Jesus Revolution is a fantastic film about a period of time that came before me. I find that biopics of the 50s-70s are some of my favourite films and Jesus Revolution fits into that period – taking place in the late 60s and early 70s. More specifically, it comes from the period of time between two famous TIME Magazine covers – the 1966 ‘Is God Dead?’ issue and the 1971 ‘The Jesus Revolution’ issue. The film is fascinating and was an absolute joy to watch. It did, however, fall apart somewhat when I looked into the people involved and read about their real histories. This is when it became very apparent that Kingdom Story Company, the production company behind the film, specialized in producing Christian films as some aspects of the lives of these individuals were left out. When you watch the film, it feels like you’re watching some of the kindest, gentlest people around who had great relationships with each other. Based on my limited reading on the history of those involved, this was definitely not the case.
Jesus Revolution is based on the book of the same name by Greg Laurie, who is played by Joel Courtney in the film. It tells the story of Greg meeting Lonnie Frisbee (played by Jonathan Roumie) and Pastor Chuck Smith (Kelsey Grammer) and how they created a Jesus Revolution. The story is fascinating and inspiring and, at points, makes a non-believer want to be a believer. The shared experiences stand out and everyone seems happy and full of love. Laurie is lost and finds a group of people who bring him comfort. At the same time, Frisbee meets Smith and the two, coming from opposite ends of the Christian spectrum, find common ground and a way to bring religion to a new generation of individuals. Through this new group of friends, Greg Laurie ultimately meets Lonnie Frisbee and becomes actively involved in the church. As the movie progresses, we get to see how Laurie becomes the man he is today, how religion is revitalized, and how bonds can be formed around the church and religion.
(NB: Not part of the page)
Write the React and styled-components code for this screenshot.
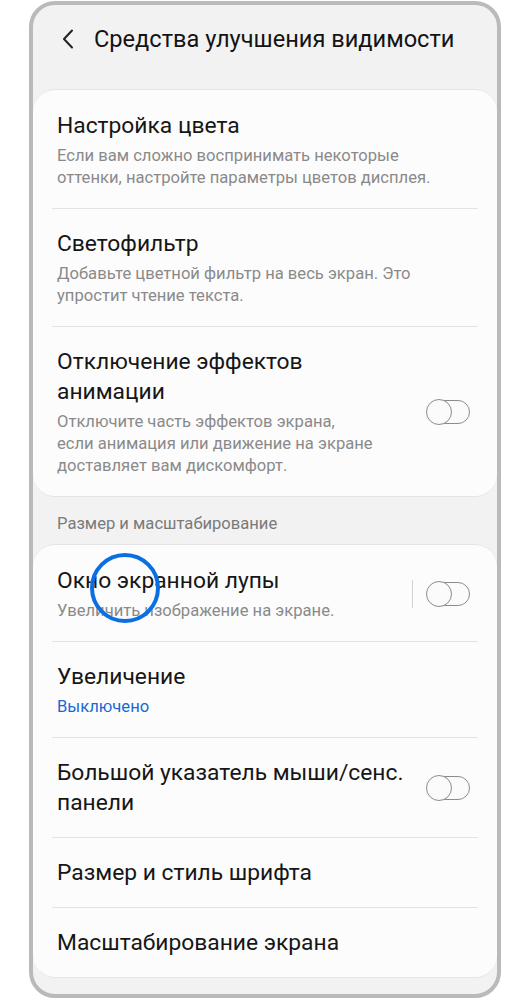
import React from "react";
import styled, { createGlobalStyle } from "styled-components";

const GlobalStyle = createGlobalStyle`
  body {
    margin: 0;
    background: #ffffff;
    font-family: Roboto, "Noto Sans", "Liberation Sans", sans-serif;
  }
`;

const Phone = styled.div`
  box-sizing: border-box;
  width: 472px;
  height: 997px;
  margin: 1px 0 0 29px;
  border: 4px solid #bababa;
  border-radius: 26px;
  background: #f2f2f2;
  overflow: hidden;
`;

const Header = styled.div`
  box-sizing: border-box;
  height: 84px;
  display: flex;
  align-items: flex-start;
  padding: 19px 0 0 26px;
`;

const Back = styled.button`
  display: flex;
  align-items: center;
  justify-content: center;
  width: 18px;
  height: 30px;
  padding: 0;
  margin-right: 17px;
  background: none;
  border: none;
`;

const HeaderTitle = styled.h1`
  margin: 0;
  font-size: 23.6px;
  line-height: 30px;
  font-weight: 400;
  color: #141414;
`;

const Card = styled.div`
  background: #fcfcfc;
  border-radius: 22px;
  border-top: 1px solid #e4e4e4;
  border-bottom: 1px solid #e4e4e4;
  padding-top: 1px;
`;

const Row = styled.div`
  position: relative;
  display: flex;
  align-items: center;
  padding: 20px 27px 19px 24px;
`;

const Texts = styled.div`
  flex: 1;
  display: flex;
  flex-direction: column;
  gap: 4px;
`;

const Title = styled.div`
  font-size: 22.8px;
  line-height: 30px;
  color: #161616;
`;

const Sub = styled.div`
  font-size: 16.6px;
  line-height: 22px;
  color: ${({ $accent }) => ($accent ? "#1769d6" : "#8a8a8a")};
`;

const Divider = styled.div`
  height: 1px;
  margin: 0 19px;
  background: #e3e3e3;
`;

const Section = styled.div`
  padding: 17px 0 10px 24px;
  font-size: 16.6px;
  line-height: 20px;
  color: #7a7a7a;
`;

const Separator = styled.div`
  width: 1.5px;
  height: 28px;
  background: #d2d2d2;
  margin-right: 14px;
`;

const Track = styled.div`
  position: relative;
  box-sizing: border-box;
  width: 43px;
  height: 24px;
  border: 1.5px solid #8c8c8c;
  border-radius: 12px;
  background: #fbfbfb;
`;

const Thumb = styled.div`
  position: absolute;
  left: -2px;
  top: -2.5px;
  box-sizing: border-box;
  width: 26px;
  height: 26px;
  border: 1.5px solid #8c8c8c;
  border-radius: 50%;
  background: #fbfbfb;
`;

const Highlight = styled.div`
  position: absolute;
  left: 57px;
  top: 7px;
  box-sizing: border-box;
  width: 70px;
  height: 70px;
  border: 4.5px solid #0b6fe4;
  border-radius: 50%;
  pointer-events: none;
`;

const Toggle = () => (
  <Track>
    <Thumb />
  </Track>
);

const Item = ({ title, sub, accent, toggle, separator, children }) => (
  <Row>
    <Texts>
      <Title>{title}</Title>
      {sub && <Sub $accent={accent}>{sub}</Sub>}
    </Texts>
    {separator && <Separator />}
    {toggle && <Toggle />}
    {children}
  </Row>
);

export default function App() {
  return (
    <>
      <GlobalStyle />
      <Phone>
        <Header>
          <Back aria-label="Назад">
            <svg width="12" height="20" viewBox="0 0 12 20">
              <polyline
                points="10,1.5 2,10 10,18.5"
                fill="none"
                stroke="#222"
                strokeWidth="2"
                strokeLinecap="round"
                strokeLinejoin="round"
              />
            </svg>
          </Back>
          <HeaderTitle>Средства улучшения видимости</HeaderTitle>
        </Header>

        <Card>
          <Item
            title="Настройка цвета"
            sub={<>Если вам сложно воспринимать некоторые<br />оттенки, настройте параметры цветов дисплея.</>}
          />
          <Divider />
          <Item
            title="Светофильтр"
            sub={<>Добавьте цветной фильтр на весь экран. Это<br />упростит чтение текста.</>}
          />
          <Divider />
          <Item
            title={<>Отключение эффектов<br />анимации</>}
            sub={<>Отключите часть эффектов экрана,<br />если анимация или движение на экране<br />доставляет вам дискомфорт.</>}
            toggle
          />
        </Card>

        <Section>Размер и масштабирование</Section>

        <Card>
          <Item
            title="Окно экранной лупы"
            sub="Увеличить изображение на экране."
            separator
            toggle
          >
            <Highlight />
          </Item>
          <Divider />
          <Item title="Увеличение" sub="Выключено" accent />
          <Divider />
          <Item title={<>Большой указатель мыши/сенс.<br />панели</>} toggle />
          <Divider />
          <Item title="Размер и стиль шрифта" />
          <Divider />
          <Item title="Масштабирование экрана" />
        </Card>
      </Phone>
    </>
  );
}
It’s not an old school Christian film that alienates and judges or is cheesy. It is heartbreaking. It’s powerful. It’s real.
Joel Courtney, actor
I agree 100% with Courtney’s depiction of the film. It was quite enjoyable and it was incredibly powerful and moving, even for a non-believer like myself. I found myself enthralled in the story and enjoying every moment of the performances. The cast were phenomenal and truly delivered outstanding portrayals of real life people. Sadly, like I said at the beginning, they made me believe that these were good people and that isn’t entirely the case.
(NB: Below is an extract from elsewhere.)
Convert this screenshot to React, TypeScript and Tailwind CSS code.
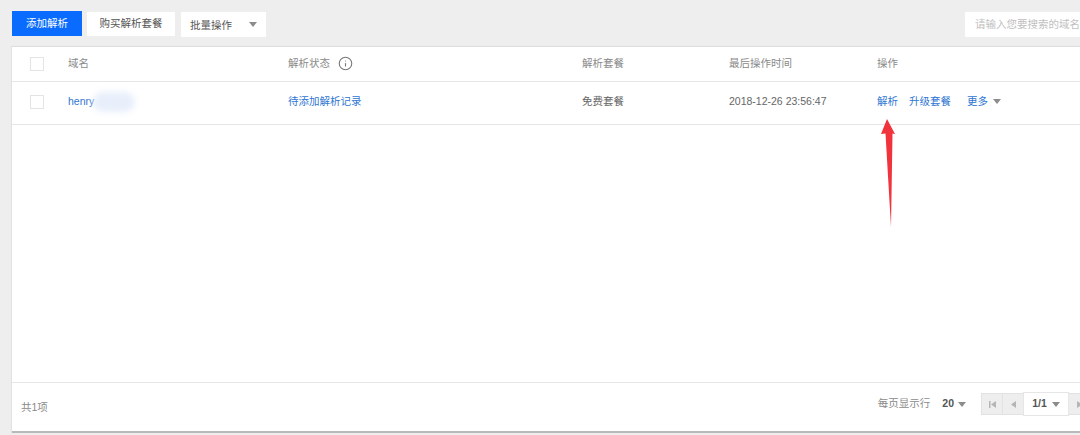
import { Info } from "lucide-react";

const font = { fontFamily: '"Liberation Sans", "Noto Sans CJK SC", sans-serif' };

const Caret = ({ className = "" }: { className?: string }) => (
  <span className={`inline-block w-0 h-0 border-x-[4px] border-x-transparent border-t-[5px] border-t-[#8c8c8c] ${className}`} />
);

const Checkbox = () => <div className="w-[14px] h-[14px] border border-[#e4e4e4] bg-white" />;

const App = () => {
  return (
    <div className="relative w-[1080px] h-[435px] overflow-hidden bg-[#eeeeee] text-[10.5px] text-[#555555]" style={font}>
      {/* Toolbar */}
      <div className="flex items-start justify-between h-[46px] pl-[12px] pt-[11px]">
        <div className="flex gap-[5px]">
          <button className="w-[70px] h-[25px] pt-[1px] bg-[#0a6cff] text-white">添加解析</button>
          <button className="w-[88px] h-[24px] mt-[1px] bg-white text-[#555555]">购买解析套餐</button>
          <div className="flex items-center justify-between w-[85px] h-[25px] mt-[1px] ml-[1px] pl-[9px] pr-[9px] bg-white">
            <span className="mt-[2px]">批量操作</span>
            <Caret />
          </div>
        </div>
        <div className="w-[115px] h-[25px] mt-[1px] pl-[10px] bg-white text-[#c0c0c0] leading-[24px] whitespace-nowrap overflow-hidden">
          请输入您要搜索的域名
        </div>
      </div>

      {/* Table card */}
      <div className="flex flex-col ml-[12px] h-[387px] bg-white border-t border-[#dddddd] border-b-2 border-b-[#b9b9b9] shadow-[-1px_0_1px_#e2e2e2]">
        <div className="grid grid-cols-[56px_220px_294px_147px_148px_1fr] items-center h-[35px] pb-[1px] border-b border-[#e6e6e6] text-[#8a8a8a]">
          <div className="pl-[18px]">
            <Checkbox />
          </div>
          <div>域名</div>
          <div className="flex items-center gap-[8px]">
            解析状态
            <Info size={15} strokeWidth={1.75} className="text-[#777777]" />
          </div>
          <div>解析套餐</div>
          <div>最后操作时间</div>
          <div>操作</div>
        </div>

        <div className="grid grid-cols-[56px_220px_294px_147px_148px_1fr] items-center h-[43px] pb-[3px] border-b border-[#e6e6e6]">
          <div className="pl-[18px]">
            <Checkbox />
          </div>
          <div className="flex items-center text-[#2f76d2]">
            henry
            <span className="w-[42px] h-[20px] -ml-[1px] rounded-full bg-[#e8effb] blur-[3px]" />
          </div>
          <div className="text-[#2f76d2]">待添加解析记录</div>
          <div className="text-[#666666]">免费套餐</div>
          <div className="text-[#666666]">2018-12-26 23:56:47</div>
          <div className="flex items-center text-[#2f76d2]">
            <span>解析</span>
            <span className="ml-[11px]">升级套餐</span>
            <span className="ml-[16px]">更多</span>
            <Caret className="ml-[5px]" />
          </div>
        </div>

        <div className="flex-1" />

        {/* Footer */}
        <div className="flex items-center justify-between h-[49px] border-t border-[#e6e6e6] pl-[9px]">
          <span className="pt-[2px] text-[#8a8a8a]">共1项</span>
          <div className="flex items-center pb-[6px] -mr-[11px]">
            <span className="text-[#8a8a8a]">每页显示行</span>
            <span className="ml-[12px] font-bold text-[#555555]">20</span>
            <Caret className="ml-[4px]" />
            <div className="flex items-center h-[22px] ml-[15px] border border-[#e2e2e2] bg-[#eeeeee]">
              <div className="flex items-center justify-center w-[21px] h-full border-r border-[#e2e2e2]">
                <svg width="7" height="7" viewBox="0 0 7 7" fill="#b5b5b5">
                  <rect x="0" y="0" width="1.5" height="7" />
                  <path d="M7 0v7L2 3.5z" />
                </svg>
              </div>
              <div className="flex items-center justify-center w-[20px] h-full">
                <svg width="5" height="7" viewBox="0 0 5 7" fill="#b5b5b5">
                  <path d="M5 0v7L0 3.5z" />
                </svg>
              </div>
              <div className="flex items-center justify-center gap-[5px] w-[46px] h-[24px] -my-[1px] bg-white border border-[#e6e6e6] font-bold text-[#555555]">
                1/1
                <Caret />
              </div>
              <div className="flex items-center justify-center w-[21px] h-full">
                <svg width="5" height="7" viewBox="0 0 5 7" fill="#b5b5b5">
                  <path d="M0 0v7l5-3.5z" />
                </svg>
              </div>
            </div>
          </div>
        </div>
      </div>

      {/* Red annotation arrow */}
      <svg className="absolute left-[878px] top-[118px]" width="24" height="110" viewBox="0 0 24 110">
        <path d="M9 1 L17 16 L14.500 15.500 L13 109 L7.500 15.500 L3 16 Z" fill="#f0333c" />
      </svg>
    </div>
  );
};

export default App;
When I watched the film, I found myself reading numerous articles about the three men involved, including their Wikipedia pages. As I prepared for this review, I revisited the pages and was surprised to see how much the content had changed. During the month of February, a small group of individuals made massive changes to the Wikipedia pages to change how many would view these people when reading about them. Some of these items change how you view the individuals and I think that context is important. Lonnie Frisbee, for example, was gay and eventually excommunicated from the churches he helped build. These churches, that are portrayed as nothing but love in the film, clearly have issues with loving everyone equally. Smith was among a group of Pastors who, according to the Los Angeles Times, claimed that 9/11 was God’s wrath for “homosexual lifestyles” and abortion.
This is not the Chuck Smith that we see in the film, nor do we get any indication that Frisbee was a gay man whose death is attributed to AIDS. Instead, Smith is shown in a positive light and a big part of who Frisbee was as a person was cut away and hidden from the viewer. This leaves me feeling very conflicted. The film was well done and was truly powerful (as Courtney said), but it shows us half truths and tries to maintain a positive view of the church. I guess this makes sense when you remember that the book was written by one of these three men, himself a senior pastor at a church that he founded and that the movie was produced by a Christian production company.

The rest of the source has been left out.